Your task is to repeat all of the data exactly while excluding the pictures.

----- Recorded data -----

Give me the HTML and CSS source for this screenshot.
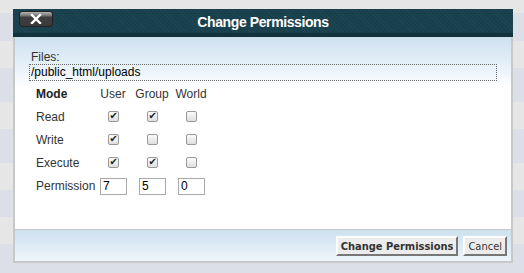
FILE: index.html
```html
<!DOCTYPE html>
<html lang="en">
<head>
	<meta charset="UTF-8">
	<title>Change Permissions</title>
	<link rel="stylesheet" href="styles.css">
</head>
<body>
	<div class="dialog">
		<div class="titlebar">
			<button class="close" title="Close">
				<svg width="12" height="10" viewBox="0 0 12 10"><path d="M2 1 L10 9 M10 1 L2 9" stroke="#fff" stroke-width="2.4" stroke-linecap="square"/></svg>
			</button>
			<div class="title">Change Permissions</div>
		</div>
		<div class="content">
			<div class="files-label">Files:</div>
			<div class="files">/public_html/uploads</div>

			<div class="perms">
				<div class="head">Mode</div>
				<div class="col">User</div>
				<div class="col">Group</div>
				<div class="col">World</div>

				<div class="label">Read</div>
				<div class="col"><span class="box on"></span></div>
				<div class="col"><span class="box on"></span></div>
				<div class="col"><span class="box"></span></div>

				<div class="label">Write</div>
				<div class="col"><span class="box on"></span></div>
				<div class="col"><span class="box"></span></div>
				<div class="col"><span class="box"></span></div>

				<div class="label">Execute</div>
				<div class="col"><span class="box on"></span></div>
				<div class="col"><span class="box on"></span></div>
				<div class="col"><span class="box"></span></div>

				<div class="label last">Permission</div>
				<div class="cell last"><input type="text" value="7"></div>
				<div class="cell last"><input type="text" value="5"></div>
				<div class="cell last"><input type="text" value="0"></div>
			</div>
		</div>
		<div class="footer">
			<button class="btn primary">Change Permissions</button>
			<button class="btn">Cancel</button>
		</div>
	</div>

	<script>
		document.querySelectorAll('.box').forEach(box => {
			box.addEventListener('click', () => box.classList.toggle('on'));
		});
	</script>
</body>
</html>
```
FILE: styles.css
```css
body {
	margin: 0;
	height: 273px;
	overflow: hidden;
	font-family: "Liberation Sans", Arial, sans-serif;
	font-size: 12px;
	color: #333;
	background: linear-gradient(to bottom,
		#e6e6e6 0, #e6e6e6 13px,
		#dcdfe8 13px, #dcdfe8 41px,
		#e6e6e6 41px, #e6e6e6 68px,
		#dcdfe8 68px, #dcdfe8 102px,
		#e6e6e6 102px, #e6e6e6 129px,
		#dcdfe8 129px, #dcdfe8 163px,
		#e6e6e6 163px, #e6e6e6 190px,
		#dcdfe8 190px, #dcdfe8 217px,
		#e6e6e6 217px, #e6e6e6 244px,
		#dcdfe8 244px, #dcdfe8 273px);
}
.dialog {
	width: 500px;
	margin: 9px 0 0 13px;
}
.titlebar {
	position: relative;
	height: 24px;
	border-bottom: 4px solid #12333e;
	background-color: #183f4c;
	background-image: repeating-linear-gradient(45deg, rgba(255,255,255,0.03) 0 1px, rgba(0,0,0,0) 1px 3px);
	display: flex;
	align-items: center;
	justify-content: center;
}
.title {
	color: #fff;
	font-weight: bold;
	font-size: 14px;
	letter-spacing: -0.4px;
	margin-top: 2px;
}
.close {
	position: absolute;
	left: 6px;
	top: 2px;
	width: 34px;
	height: 16px;
	padding: 0;
	border: 1px solid #222;
	border-radius: 3px;
	background: linear-gradient(to bottom, #b5b5b5 0, #6e6e6e 4px, #3e3e3e 5px, #3a3a3a 100%);
	display: flex;
	align-items: center;
	justify-content: center;
}
.content {
	box-sizing: border-box;
	height: 192px;
	border-left: 2px solid #c8c8c8;
	border-right: 2px solid #c8c8c8;
	padding: 13px 0 0 14px;
	background: linear-gradient(to bottom, #cce1ef 0, #eef5fb 36px, #fff 50px);
}
.files-label {
	line-height: 14px;
	margin-left: 2px;
}
.files {
	width: 465px;
	height: 15px;
	line-height: 15px;
	border: 1px dotted #666;
	color: #000;
	padding-left: 1px;
}
.perms {
	display: grid;
	grid-template-columns: 53px 30px 30px 30px;
	grid-auto-rows: 23px;
	column-gap: 9px;
	margin: 1px 0 0 7px;
	align-items: center;
}
.head {
	font-weight: bold;
	color: #222;
}
.col {
	text-align: center;
	display: flex;
	justify-content: center;
}
.perms .last {
	height: 25px;
	display: flex;
	align-items: center;
}
.box {
	width: 9px;
	height: 9px;
	border: 1px solid #999;
	border-radius: 2px;
	background: linear-gradient(to bottom, #fbfbfb, #dedede);
	position: relative;
	cursor: pointer;
}
.box.on::after {
	content: "\2714";
	position: absolute;
	left: 1px;
	top: -2px;
	font-size: 10px;
	color: #222;
	font-family: "DejaVu Sans", sans-serif;
}
.cell input {
	width: 21px;
	height: 13px;
	margin: 1px 0 0 2px;
	padding: 1px 2px;
	border: 1px solid #aaa;
	font-family: "Liberation Sans", Arial, sans-serif;
	font-size: 12px;
	color: #000;
}
.footer {
	height: 31px;
	border: 2px solid #c8c8c8;
	border-top-width: 1px;
	background: linear-gradient(to bottom, #cce1ef, #eef5fb);
	display: flex;
	justify-content: flex-end;
	align-items: center;
	gap: 5px;
	padding-right: 4px;
}
.btn {
	height: 20px;
	padding: 0 3px;
	font-family: "DejaVu Sans Condensed", "DejaVu Sans", Verdana, sans-serif;
	font-size: 11px;
	color: #333;
	background: #ececec;
	border: 2px solid;
	border-color: #fff #777 #777 #fff;
	margin-top: 1px;
}
.btn.primary {
	font-weight: bold;
}
```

-----

Full solution:
Give me the HTML and CSS source for this screenshot.
FILE: index.html
```html
<!DOCTYPE html>
<html lang="en">
<head>
	<meta charset="UTF-8">
	<title>Change Permissions</title>
	<link rel="stylesheet" href="styles.css">
</head>
<body>
	<div class="dialog">
		<div class="titlebar">
			<button class="close" title="Close">
				<svg width="12" height="10" viewBox="0 0 12 10"><path d="M2 1 L10 9 M10 1 L2 9" stroke="#fff" stroke-width="2.4" stroke-linecap="square"/></svg>
			</button>
			<div class="title">Change Permissions</div>
		</div>
		<div class="content">
			<div class="files-label">Files:</div>
			<div class="files">/public_html/uploads</div>

			<div class="perms">
				<div class="head">Mode</div>
				<div class="col">User</div>
				<div class="col">Group</div>
				<div class="col">World</div>

				<div class="label">Read</div>
				<div class="col"><span class="box on"></span></div>
				<div class="col"><span class="box on"></span></div>
				<div class="col"><span class="box"></span></div>

				<div class="label">Write</div>
				<div class="col"><span class="box on"></span></div>
				<div class="col"><span class="box"></span></div>
				<div class="col"><span class="box"></span></div>

				<div class="label">Execute</div>
				<div class="col"><span class="box on"></span></div>
				<div class="col"><span class="box on"></span></div>
				<div class="col"><span class="box"></span></div>

				<div class="label last">Permission</div>
				<div class="cell last"><input type="text" value="7"></div>
				<div class="cell last"><input type="text" value="5"></div>
				<div class="cell last"><input type="text" value="0"></div>
			</div>
		</div>
		<div class="footer">
			<button class="btn primary">Change Permissions</button>
			<button class="btn">Cancel</button>
		</div>
	</div>

	<script>
		document.querySelectorAll('.box').forEach(box => {
			box.addEventListener('click', () => box.classList.toggle('on'));
		});
	</script>
</body>
</html>
```
FILE: styles.css
```css
body {
	margin: 0;
	height: 273px;
	overflow: hidden;
	font-family: "Liberation Sans", Arial, sans-serif;
	font-size: 12px;
	color: #333;
	background: linear-gradient(to bottom,
		#e6e6e6 0, #e6e6e6 13px,
		#dcdfe8 13px, #dcdfe8 41px,
		#e6e6e6 41px, #e6e6e6 68px,
		#dcdfe8 68px, #dcdfe8 102px,
		#e6e6e6 102px, #e6e6e6 129px,
		#dcdfe8 129px, #dcdfe8 163px,
		#e6e6e6 163px, #e6e6e6 190px,
		#dcdfe8 190px, #dcdfe8 217px,
		#e6e6e6 217px, #e6e6e6 244px,
		#dcdfe8 244px, #dcdfe8 273px);
}
.dialog {
	width: 500px;
	margin: 9px 0 0 13px;
}
.titlebar {
	position: relative;
	height: 24px;
	border-bottom: 4px solid #12333e;
	background-color: #183f4c;
	background-image: repeating-linear-gradient(45deg, rgba(255,255,255,0.03) 0 1px, rgba(0,0,0,0) 1px 3px);
	display: flex;
	align-items: center;
	justify-content: center;
}
.title {
	color: #fff;
	font-weight: bold;
	font-size: 14px;
	letter-spacing: -0.4px;
	margin-top: 2px;
}
.close {
	position: absolute;
	left: 6px;
	top: 2px;
	width: 34px;
	height: 16px;
	padding: 0;
	border: 1px solid #222;
	border-radius: 3px;
	background: linear-gradient(to bottom, #b5b5b5 0, #6e6e6e 4px, #3e3e3e 5px, #3a3a3a 100%);
	display: flex;
	align-items: center;
	justify-content: center;
}
.content {
	box-sizing: border-box;
	height: 192px;
	border-left: 2px solid #c8c8c8;
	border-right: 2px solid #c8c8c8;
	padding: 13px 0 0 14px;
	background: linear-gradient(to bottom, #cce1ef 0, #eef5fb 36px, #fff 50px);
}
.files-label {
	line-height: 14px;
	margin-left: 2px;
}
.files {
	width: 465px;
	height: 15px;
	line-height: 15px;
	border: 1px dotted #666;
	color: #000;
	padding-left: 1px;
}
.perms {
	display: grid;
	grid-template-columns: 53px 30px 30px 30px;
	grid-auto-rows: 23px;
	column-gap: 9px;
	margin: 1px 0 0 7px;
	align-items: center;
}
.head {
	font-weight: bold;
	color: #222;
}
.col {
	text-align: center;
	display: flex;
	justify-content: center;
}
.perms .last {
	height: 25px;
	display: flex;
	align-items: center;
}
.box {
	width: 9px;
	height: 9px;
	border: 1px solid #999;
	border-radius: 2px;
	background: linear-gradient(to bottom, #fbfbfb, #dedede);
	position: relative;
	cursor: pointer;
}
.box.on::after {
	content: "\2714";
	position: absolute;
	left: 1px;
	top: -2px;
	font-size: 10px;
	color: #222;
	font-family: "DejaVu Sans", sans-serif;
}
.cell input {
	width: 21px;
	height: 13px;
	margin: 1px 0 0 2px;
	padding: 1px 2px;
	border: 1px solid #aaa;
	font-family: "Liberation Sans", Arial, sans-serif;
	font-size: 12px;
	color: #000;
}
.footer {
	height: 31px;
	border: 2px solid #c8c8c8;
	border-top-width: 1px;
	background: linear-gradient(to bottom, #cce1ef, #eef5fb);
	display: flex;
	justify-content: flex-end;
	align-items: center;
	gap: 5px;
	padding-right: 4px;
}
.btn {
	height: 20px;
	padding: 0 3px;
	font-family: "DejaVu Sans Condensed", "DejaVu Sans", Verdana, sans-serif;
	font-size: 11px;
	color: #333;
	background: #ececec;
	border: 2px solid;
	border-color: #fff #777 #777 #fff;
	margin-top: 1px;
}
.btn.primary {
	font-weight: bold;
}
```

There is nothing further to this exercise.